▶ _WHAT YOU NEED TO DO_: Search the records below for the word "TypeScript". Pull out each line that has it.
-*-
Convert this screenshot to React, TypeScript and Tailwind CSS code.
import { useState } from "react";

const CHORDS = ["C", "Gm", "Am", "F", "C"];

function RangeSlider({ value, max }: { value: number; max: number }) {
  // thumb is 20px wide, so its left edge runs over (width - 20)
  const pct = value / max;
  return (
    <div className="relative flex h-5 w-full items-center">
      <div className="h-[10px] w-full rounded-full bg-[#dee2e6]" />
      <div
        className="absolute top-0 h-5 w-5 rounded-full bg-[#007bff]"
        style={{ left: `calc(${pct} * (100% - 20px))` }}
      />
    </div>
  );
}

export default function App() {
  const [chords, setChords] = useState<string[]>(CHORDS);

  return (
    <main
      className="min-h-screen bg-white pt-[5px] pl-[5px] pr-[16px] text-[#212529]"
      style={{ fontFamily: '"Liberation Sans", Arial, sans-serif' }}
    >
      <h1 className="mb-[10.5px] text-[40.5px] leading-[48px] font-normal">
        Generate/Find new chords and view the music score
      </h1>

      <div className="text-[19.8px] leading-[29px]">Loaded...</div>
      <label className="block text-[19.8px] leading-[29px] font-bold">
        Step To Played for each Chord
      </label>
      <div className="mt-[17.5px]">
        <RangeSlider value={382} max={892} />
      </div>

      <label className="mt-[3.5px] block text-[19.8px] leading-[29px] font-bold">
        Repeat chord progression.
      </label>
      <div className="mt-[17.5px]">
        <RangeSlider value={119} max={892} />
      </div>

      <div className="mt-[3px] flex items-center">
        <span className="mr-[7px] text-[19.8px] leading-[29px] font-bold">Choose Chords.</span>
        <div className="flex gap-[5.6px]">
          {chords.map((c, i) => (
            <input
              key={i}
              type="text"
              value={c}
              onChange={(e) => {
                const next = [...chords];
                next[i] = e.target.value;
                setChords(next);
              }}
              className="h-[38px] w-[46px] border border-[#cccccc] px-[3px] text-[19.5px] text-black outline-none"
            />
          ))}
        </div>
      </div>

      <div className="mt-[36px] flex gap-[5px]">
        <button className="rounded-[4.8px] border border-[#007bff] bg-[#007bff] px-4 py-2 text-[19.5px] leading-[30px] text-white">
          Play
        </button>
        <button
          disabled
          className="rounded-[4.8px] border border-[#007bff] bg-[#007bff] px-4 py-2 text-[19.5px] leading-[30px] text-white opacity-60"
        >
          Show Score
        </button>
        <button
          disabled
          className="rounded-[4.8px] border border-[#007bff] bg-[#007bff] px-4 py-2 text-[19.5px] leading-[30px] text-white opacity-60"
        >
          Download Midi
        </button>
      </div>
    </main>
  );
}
-*-
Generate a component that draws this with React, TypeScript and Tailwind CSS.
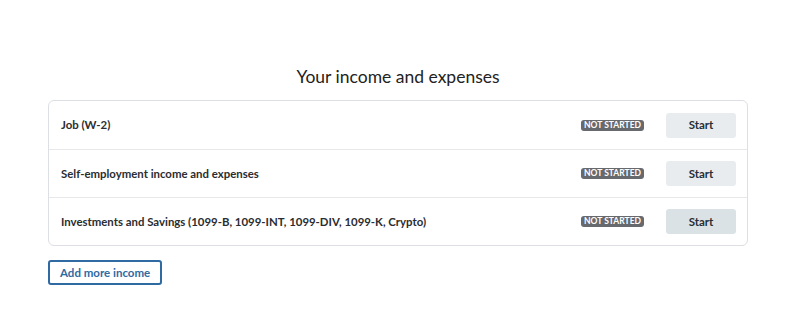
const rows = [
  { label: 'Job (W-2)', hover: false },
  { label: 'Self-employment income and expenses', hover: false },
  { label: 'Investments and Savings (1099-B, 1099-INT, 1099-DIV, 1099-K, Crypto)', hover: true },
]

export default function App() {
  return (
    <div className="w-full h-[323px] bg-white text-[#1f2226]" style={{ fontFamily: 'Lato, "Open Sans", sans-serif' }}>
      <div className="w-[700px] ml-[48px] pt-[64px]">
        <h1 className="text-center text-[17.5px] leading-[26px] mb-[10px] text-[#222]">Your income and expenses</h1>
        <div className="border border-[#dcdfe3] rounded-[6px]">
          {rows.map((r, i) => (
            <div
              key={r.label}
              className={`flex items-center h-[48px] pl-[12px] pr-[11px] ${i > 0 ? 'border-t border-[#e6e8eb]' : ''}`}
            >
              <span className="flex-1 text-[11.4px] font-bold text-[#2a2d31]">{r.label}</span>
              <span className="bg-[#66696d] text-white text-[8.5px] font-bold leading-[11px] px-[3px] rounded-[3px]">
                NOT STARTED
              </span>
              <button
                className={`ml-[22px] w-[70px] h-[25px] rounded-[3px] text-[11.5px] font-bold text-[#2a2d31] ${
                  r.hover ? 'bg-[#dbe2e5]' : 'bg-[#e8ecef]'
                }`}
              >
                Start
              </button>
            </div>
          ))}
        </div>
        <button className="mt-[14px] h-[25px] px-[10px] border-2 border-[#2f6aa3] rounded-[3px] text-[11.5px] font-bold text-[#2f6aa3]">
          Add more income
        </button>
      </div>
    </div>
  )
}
-*-
▶ _TASK SOLUTION_:
Convert this screenshot to React, TypeScript and Tailwind CSS code.
Generate a component that draws this with React, TypeScript and Tailwind CSS.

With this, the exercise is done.